### Available data

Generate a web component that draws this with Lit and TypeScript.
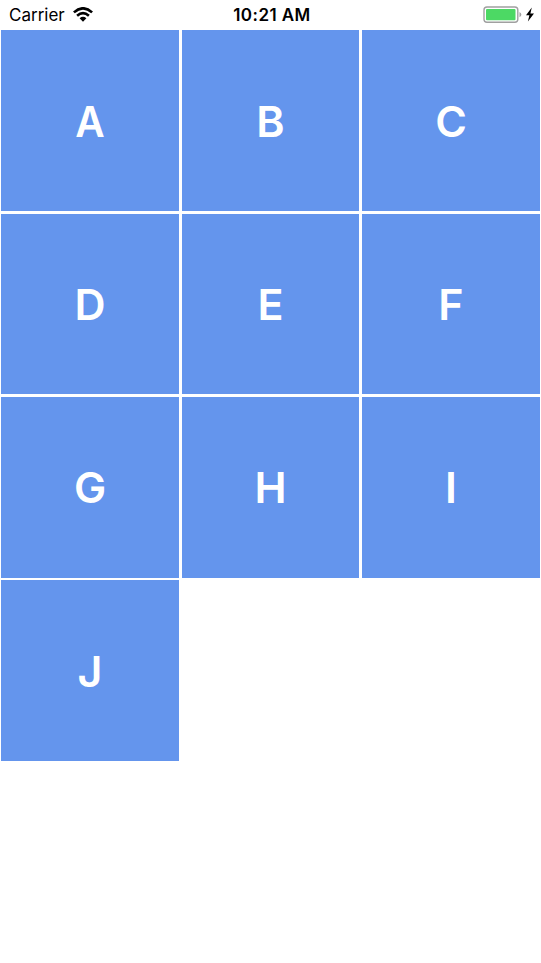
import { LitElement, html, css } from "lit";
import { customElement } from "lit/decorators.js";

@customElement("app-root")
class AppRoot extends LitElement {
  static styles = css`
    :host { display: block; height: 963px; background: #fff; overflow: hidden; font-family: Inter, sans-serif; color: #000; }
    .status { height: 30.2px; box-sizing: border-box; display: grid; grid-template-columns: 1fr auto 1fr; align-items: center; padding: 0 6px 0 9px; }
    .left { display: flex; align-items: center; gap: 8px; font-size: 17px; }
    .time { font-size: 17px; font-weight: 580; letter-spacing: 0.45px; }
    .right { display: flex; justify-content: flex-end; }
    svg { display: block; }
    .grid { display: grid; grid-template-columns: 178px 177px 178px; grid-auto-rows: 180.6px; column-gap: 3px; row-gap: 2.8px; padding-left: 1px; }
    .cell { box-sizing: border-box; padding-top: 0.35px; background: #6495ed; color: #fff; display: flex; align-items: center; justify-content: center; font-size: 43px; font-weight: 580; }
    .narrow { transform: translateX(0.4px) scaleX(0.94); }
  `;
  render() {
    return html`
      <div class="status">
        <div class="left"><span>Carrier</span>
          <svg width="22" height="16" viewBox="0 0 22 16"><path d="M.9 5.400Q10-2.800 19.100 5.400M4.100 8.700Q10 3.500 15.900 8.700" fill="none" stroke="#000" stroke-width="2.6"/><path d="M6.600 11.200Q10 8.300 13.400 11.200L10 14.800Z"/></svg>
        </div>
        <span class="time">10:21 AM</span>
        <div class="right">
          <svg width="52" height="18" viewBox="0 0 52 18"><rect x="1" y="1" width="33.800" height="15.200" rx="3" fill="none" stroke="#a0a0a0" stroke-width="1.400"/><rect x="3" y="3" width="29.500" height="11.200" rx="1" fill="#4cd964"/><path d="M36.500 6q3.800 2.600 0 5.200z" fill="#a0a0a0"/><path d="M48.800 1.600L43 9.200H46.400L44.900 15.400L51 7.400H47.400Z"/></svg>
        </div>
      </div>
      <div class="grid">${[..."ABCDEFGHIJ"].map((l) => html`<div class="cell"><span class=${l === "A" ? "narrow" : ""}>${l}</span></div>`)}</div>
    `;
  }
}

######
### Available data

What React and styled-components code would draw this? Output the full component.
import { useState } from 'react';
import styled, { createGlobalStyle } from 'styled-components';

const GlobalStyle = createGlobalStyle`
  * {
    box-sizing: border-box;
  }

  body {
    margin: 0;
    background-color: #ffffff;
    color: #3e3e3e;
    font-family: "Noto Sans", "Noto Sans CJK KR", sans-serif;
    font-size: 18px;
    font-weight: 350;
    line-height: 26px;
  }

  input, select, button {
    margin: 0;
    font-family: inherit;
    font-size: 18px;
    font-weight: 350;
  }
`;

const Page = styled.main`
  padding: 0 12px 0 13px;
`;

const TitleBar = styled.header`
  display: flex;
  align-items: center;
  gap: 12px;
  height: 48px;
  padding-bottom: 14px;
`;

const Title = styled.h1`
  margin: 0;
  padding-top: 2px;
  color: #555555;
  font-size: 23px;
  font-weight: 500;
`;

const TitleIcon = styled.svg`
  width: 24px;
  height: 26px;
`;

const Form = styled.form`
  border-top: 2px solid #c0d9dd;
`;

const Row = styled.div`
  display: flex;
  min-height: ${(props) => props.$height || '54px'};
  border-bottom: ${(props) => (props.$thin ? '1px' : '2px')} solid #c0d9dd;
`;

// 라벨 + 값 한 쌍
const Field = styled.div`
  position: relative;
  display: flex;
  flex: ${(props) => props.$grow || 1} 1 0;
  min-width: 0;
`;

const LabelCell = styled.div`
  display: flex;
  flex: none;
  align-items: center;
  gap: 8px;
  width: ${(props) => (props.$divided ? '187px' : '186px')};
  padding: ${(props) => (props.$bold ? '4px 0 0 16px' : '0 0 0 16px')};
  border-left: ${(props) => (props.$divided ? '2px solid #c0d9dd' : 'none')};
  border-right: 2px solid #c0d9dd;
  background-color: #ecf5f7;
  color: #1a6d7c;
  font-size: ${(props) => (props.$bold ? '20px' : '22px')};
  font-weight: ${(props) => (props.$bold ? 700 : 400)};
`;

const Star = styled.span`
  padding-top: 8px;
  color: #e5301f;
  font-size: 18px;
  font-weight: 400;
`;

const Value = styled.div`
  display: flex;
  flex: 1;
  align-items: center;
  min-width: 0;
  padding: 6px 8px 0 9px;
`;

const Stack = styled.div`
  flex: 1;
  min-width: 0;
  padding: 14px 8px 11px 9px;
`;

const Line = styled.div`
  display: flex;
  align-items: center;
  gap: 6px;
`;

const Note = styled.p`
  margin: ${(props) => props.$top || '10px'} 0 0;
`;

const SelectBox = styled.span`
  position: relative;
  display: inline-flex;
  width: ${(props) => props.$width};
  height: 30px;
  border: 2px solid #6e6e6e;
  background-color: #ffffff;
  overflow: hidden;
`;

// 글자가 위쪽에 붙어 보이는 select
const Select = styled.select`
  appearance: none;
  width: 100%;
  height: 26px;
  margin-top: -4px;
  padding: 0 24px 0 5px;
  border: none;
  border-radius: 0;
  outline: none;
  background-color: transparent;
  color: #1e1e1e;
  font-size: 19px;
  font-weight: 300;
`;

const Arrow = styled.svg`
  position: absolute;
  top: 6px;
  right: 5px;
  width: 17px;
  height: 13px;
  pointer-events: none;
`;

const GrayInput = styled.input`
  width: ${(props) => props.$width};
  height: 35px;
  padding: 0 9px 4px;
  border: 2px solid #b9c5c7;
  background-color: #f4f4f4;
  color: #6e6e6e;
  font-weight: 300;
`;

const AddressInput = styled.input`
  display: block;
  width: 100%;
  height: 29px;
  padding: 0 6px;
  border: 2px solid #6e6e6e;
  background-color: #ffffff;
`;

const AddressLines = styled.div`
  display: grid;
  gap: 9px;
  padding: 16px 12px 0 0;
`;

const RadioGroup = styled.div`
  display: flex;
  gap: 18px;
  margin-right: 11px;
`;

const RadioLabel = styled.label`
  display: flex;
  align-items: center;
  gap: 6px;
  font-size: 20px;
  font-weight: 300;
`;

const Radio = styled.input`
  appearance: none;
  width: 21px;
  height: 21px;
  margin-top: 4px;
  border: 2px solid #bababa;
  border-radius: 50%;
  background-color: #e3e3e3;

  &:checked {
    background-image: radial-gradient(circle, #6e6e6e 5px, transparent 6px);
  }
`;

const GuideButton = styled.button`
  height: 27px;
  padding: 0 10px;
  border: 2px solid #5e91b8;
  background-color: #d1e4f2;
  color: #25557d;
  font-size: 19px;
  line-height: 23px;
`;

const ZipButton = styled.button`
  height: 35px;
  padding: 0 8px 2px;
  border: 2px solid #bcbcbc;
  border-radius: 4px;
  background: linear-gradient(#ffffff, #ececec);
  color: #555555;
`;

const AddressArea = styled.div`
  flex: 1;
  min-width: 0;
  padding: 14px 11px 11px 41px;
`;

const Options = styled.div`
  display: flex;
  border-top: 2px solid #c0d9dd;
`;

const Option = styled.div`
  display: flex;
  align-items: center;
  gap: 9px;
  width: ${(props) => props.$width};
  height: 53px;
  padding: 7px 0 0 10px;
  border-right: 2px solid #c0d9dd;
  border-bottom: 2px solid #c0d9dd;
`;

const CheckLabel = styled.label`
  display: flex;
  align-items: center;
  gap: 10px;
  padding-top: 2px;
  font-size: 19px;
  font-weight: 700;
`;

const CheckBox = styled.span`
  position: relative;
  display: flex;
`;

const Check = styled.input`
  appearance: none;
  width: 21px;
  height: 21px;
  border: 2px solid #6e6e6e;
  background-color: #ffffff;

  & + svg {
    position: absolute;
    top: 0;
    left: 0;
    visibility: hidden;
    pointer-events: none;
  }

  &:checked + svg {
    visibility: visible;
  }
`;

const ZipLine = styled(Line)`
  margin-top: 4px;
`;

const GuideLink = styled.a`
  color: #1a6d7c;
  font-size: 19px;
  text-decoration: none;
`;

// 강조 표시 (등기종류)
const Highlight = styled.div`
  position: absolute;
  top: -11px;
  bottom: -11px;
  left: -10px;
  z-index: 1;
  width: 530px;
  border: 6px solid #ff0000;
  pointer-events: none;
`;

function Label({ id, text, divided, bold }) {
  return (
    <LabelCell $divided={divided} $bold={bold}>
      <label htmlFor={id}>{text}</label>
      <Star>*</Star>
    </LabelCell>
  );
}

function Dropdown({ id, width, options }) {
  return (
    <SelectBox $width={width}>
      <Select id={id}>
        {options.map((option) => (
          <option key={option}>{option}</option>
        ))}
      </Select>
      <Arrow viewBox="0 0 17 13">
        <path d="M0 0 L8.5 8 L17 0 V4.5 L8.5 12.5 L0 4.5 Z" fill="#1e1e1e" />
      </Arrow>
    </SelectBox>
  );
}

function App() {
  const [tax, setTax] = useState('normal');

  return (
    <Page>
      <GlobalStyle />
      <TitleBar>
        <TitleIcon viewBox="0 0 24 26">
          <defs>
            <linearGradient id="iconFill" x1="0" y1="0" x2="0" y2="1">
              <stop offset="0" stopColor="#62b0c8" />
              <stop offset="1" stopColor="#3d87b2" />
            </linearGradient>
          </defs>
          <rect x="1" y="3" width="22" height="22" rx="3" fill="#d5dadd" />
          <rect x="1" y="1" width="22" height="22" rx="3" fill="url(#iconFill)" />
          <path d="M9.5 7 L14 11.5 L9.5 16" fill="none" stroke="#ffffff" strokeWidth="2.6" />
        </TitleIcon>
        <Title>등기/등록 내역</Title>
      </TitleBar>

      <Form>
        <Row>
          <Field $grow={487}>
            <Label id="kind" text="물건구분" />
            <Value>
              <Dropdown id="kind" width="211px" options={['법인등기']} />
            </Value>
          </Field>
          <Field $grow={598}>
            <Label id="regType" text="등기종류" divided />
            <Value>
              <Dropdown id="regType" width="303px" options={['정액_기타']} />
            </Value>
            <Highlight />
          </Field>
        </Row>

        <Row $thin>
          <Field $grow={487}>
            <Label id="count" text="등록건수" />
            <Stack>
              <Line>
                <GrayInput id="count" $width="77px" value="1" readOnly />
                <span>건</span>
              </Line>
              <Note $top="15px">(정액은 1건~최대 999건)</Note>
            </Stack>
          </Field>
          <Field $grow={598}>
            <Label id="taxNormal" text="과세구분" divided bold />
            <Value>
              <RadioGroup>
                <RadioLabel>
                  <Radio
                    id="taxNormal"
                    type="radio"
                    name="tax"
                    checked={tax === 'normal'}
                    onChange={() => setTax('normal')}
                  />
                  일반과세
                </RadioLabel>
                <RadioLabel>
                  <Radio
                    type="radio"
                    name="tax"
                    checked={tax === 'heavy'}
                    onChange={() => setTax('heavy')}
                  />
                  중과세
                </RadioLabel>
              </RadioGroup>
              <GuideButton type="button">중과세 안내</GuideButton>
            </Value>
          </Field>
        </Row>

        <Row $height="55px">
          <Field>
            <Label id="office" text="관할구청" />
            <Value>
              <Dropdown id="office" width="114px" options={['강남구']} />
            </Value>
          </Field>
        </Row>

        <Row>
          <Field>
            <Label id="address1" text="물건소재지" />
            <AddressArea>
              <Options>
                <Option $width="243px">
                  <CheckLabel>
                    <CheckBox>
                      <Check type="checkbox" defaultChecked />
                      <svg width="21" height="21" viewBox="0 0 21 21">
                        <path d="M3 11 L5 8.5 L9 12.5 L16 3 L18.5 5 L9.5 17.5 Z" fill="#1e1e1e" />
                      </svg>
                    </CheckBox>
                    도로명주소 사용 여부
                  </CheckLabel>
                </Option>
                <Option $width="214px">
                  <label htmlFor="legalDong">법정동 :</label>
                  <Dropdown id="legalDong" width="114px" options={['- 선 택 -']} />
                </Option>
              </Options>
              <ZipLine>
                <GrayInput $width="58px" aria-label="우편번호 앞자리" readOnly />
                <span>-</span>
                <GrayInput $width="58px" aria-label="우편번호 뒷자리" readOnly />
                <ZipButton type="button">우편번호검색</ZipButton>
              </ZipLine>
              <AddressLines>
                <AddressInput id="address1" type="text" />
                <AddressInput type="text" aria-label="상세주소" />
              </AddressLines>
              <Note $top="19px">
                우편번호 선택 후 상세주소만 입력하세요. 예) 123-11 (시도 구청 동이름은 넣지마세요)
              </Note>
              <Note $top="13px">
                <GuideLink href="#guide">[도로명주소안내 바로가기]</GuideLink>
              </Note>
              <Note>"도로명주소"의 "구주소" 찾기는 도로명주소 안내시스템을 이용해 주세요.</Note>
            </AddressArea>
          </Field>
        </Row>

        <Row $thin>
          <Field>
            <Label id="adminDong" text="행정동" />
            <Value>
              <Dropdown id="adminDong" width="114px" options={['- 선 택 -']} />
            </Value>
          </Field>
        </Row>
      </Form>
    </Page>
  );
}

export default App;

######

| Goal |
Report the number of lines in the listing where the string "this" appears, and nothing besides.

| Complete answer |
2